WRITTEN EXERCISE: Repeat the material exactly, every line of it.

RECORDED DATA:
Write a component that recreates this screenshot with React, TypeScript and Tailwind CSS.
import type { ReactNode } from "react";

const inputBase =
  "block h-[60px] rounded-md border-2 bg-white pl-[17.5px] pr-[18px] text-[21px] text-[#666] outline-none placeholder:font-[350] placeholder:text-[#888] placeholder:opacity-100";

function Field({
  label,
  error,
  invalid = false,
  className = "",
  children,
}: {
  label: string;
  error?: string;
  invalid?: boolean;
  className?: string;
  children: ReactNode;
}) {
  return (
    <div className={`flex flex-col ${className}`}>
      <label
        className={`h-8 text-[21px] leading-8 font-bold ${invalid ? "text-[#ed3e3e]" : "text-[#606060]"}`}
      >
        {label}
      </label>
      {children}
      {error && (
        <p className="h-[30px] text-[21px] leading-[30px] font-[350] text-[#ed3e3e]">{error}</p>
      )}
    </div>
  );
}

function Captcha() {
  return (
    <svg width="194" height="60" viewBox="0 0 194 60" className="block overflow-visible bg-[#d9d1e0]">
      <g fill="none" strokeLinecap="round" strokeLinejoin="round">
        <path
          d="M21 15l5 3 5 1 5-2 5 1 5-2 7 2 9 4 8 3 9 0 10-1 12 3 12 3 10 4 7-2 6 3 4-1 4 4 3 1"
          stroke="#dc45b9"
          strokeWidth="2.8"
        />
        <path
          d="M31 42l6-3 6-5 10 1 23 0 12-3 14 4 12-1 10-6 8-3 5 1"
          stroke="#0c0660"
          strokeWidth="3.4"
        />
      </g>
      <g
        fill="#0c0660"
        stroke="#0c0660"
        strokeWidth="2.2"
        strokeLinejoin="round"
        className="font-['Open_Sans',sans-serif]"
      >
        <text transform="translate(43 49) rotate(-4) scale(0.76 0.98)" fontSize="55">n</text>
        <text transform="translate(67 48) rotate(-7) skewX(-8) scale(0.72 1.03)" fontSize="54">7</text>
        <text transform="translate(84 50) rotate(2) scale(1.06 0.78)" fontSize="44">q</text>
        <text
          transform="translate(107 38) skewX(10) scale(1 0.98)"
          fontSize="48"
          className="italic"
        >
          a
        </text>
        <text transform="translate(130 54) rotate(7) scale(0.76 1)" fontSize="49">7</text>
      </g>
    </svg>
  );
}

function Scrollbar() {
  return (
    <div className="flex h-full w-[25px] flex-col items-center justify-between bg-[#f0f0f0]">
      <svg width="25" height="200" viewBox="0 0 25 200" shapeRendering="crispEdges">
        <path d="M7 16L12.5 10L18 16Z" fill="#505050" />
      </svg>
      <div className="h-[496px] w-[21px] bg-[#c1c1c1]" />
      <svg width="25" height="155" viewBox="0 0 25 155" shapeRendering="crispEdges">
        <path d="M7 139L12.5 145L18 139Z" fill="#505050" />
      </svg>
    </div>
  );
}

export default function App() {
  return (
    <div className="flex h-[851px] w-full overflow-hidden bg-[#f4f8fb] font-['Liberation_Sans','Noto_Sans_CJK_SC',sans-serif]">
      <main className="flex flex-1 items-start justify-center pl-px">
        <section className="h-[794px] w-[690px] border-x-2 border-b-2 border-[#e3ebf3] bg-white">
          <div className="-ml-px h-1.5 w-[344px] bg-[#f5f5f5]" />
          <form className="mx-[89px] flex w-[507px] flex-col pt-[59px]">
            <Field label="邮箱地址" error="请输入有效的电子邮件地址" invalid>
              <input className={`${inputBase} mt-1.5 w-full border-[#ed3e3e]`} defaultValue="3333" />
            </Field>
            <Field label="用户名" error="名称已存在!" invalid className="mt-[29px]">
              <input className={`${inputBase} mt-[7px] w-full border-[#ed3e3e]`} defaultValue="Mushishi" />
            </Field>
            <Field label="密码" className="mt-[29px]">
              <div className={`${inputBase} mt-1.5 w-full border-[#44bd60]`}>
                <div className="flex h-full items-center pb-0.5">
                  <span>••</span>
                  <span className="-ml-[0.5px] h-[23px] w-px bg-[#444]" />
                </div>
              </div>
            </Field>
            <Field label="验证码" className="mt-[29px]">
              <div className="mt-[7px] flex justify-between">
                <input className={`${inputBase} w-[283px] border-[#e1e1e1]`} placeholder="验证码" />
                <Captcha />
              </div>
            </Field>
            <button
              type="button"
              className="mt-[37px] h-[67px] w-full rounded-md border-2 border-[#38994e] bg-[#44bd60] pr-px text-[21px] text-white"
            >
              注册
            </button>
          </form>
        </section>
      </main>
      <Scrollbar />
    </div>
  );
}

SOLUTION FOR THIS EXERCISE:
Write a component that recreates this screenshot with React, TypeScript and Tailwind CSS.
import type { ReactNode } from "react";

const inputBase =
  "block h-[60px] rounded-md border-2 bg-white pl-[17.5px] pr-[18px] text-[21px] text-[#666] outline-none placeholder:font-[350] placeholder:text-[#888] placeholder:opacity-100";

function Field({
  label,
  error,
  invalid = false,
  className = "",
  children,
}: {
  label: string;
  error?: string;
  invalid?: boolean;
  className?: string;
  children: ReactNode;
}) {
  return (
    <div className={`flex flex-col ${className}`}>
      <label
        className={`h-8 text-[21px] leading-8 font-bold ${invalid ? "text-[#ed3e3e]" : "text-[#606060]"}`}
      >
        {label}
      </label>
      {children}
      {error && (
        <p className="h-[30px] text-[21px] leading-[30px] font-[350] text-[#ed3e3e]">{error}</p>
      )}
    </div>
  );
}

function Captcha() {
  return (
    <svg width="194" height="60" viewBox="0 0 194 60" className="block overflow-visible bg-[#d9d1e0]">
      <g fill="none" strokeLinecap="round" strokeLinejoin="round">
        <path
          d="M21 15l5 3 5 1 5-2 5 1 5-2 7 2 9 4 8 3 9 0 10-1 12 3 12 3 10 4 7-2 6 3 4-1 4 4 3 1"
          stroke="#dc45b9"
          strokeWidth="2.8"
        />
        <path
          d="M31 42l6-3 6-5 10 1 23 0 12-3 14 4 12-1 10-6 8-3 5 1"
          stroke="#0c0660"
          strokeWidth="3.4"
        />
      </g>
      <g
        fill="#0c0660"
        stroke="#0c0660"
        strokeWidth="2.2"
        strokeLinejoin="round"
        className="font-['Open_Sans',sans-serif]"
      >
        <text transform="translate(43 49) rotate(-4) scale(0.76 0.98)" fontSize="55">n</text>
        <text transform="translate(67 48) rotate(-7) skewX(-8) scale(0.72 1.03)" fontSize="54">7</text>
        <text transform="translate(84 50) rotate(2) scale(1.06 0.78)" fontSize="44">q</text>
        <text
          transform="translate(107 38) skewX(10) scale(1 0.98)"
          fontSize="48"
          className="italic"
        >
          a
        </text>
        <text transform="translate(130 54) rotate(7) scale(0.76 1)" fontSize="49">7</text>
      </g>
    </svg>
  );
}

function Scrollbar() {
  return (
    <div className="flex h-full w-[25px] flex-col items-center justify-between bg-[#f0f0f0]">
      <svg width="25" height="200" viewBox="0 0 25 200" shapeRendering="crispEdges">
        <path d="M7 16L12.5 10L18 16Z" fill="#505050" />
      </svg>
      <div className="h-[496px] w-[21px] bg-[#c1c1c1]" />
      <svg width="25" height="155" viewBox="0 0 25 155" shapeRendering="crispEdges">
        <path d="M7 139L12.5 145L18 139Z" fill="#505050" />
      </svg>
    </div>
  );
}

export default function App() {
  return (
    <div className="flex h-[851px] w-full overflow-hidden bg-[#f4f8fb] font-['Liberation_Sans','Noto_Sans_CJK_SC',sans-serif]">
      <main className="flex flex-1 items-start justify-center pl-px">
        <section className="h-[794px] w-[690px] border-x-2 border-b-2 border-[#e3ebf3] bg-white">
          <div className="-ml-px h-1.5 w-[344px] bg-[#f5f5f5]" />
          <form className="mx-[89px] flex w-[507px] flex-col pt-[59px]">
            <Field label="邮箱地址" error="请输入有效的电子邮件地址" invalid>
              <input className={`${inputBase} mt-1.5 w-full border-[#ed3e3e]`} defaultValue="3333" />
            </Field>
            <Field label="用户名" error="名称已存在!" invalid className="mt-[29px]">
              <input className={`${inputBase} mt-[7px] w-full border-[#ed3e3e]`} defaultValue="Mushishi" />
            </Field>
            <Field label="密码" className="mt-[29px]">
              <div className={`${inputBase} mt-1.5 w-full border-[#44bd60]`}>
                <div className="flex h-full items-center pb-0.5">
                  <span>••</span>
                  <span className="-ml-[0.5px] h-[23px] w-px bg-[#444]" />
                </div>
              </div>
            </Field>
            <Field label="验证码" className="mt-[29px]">
              <div className="mt-[7px] flex justify-between">
                <input className={`${inputBase} w-[283px] border-[#e1e1e1]`} placeholder="验证码" />
                <Captcha />
              </div>
            </Field>
            <button
              type="button"
              className="mt-[37px] h-[67px] w-full rounded-md border-2 border-[#38994e] bg-[#44bd60] pr-px text-[21px] text-white"
            >
              注册
            </button>
          </form>
        </section>
      </main>
      <Scrollbar />
    </div>
  );
}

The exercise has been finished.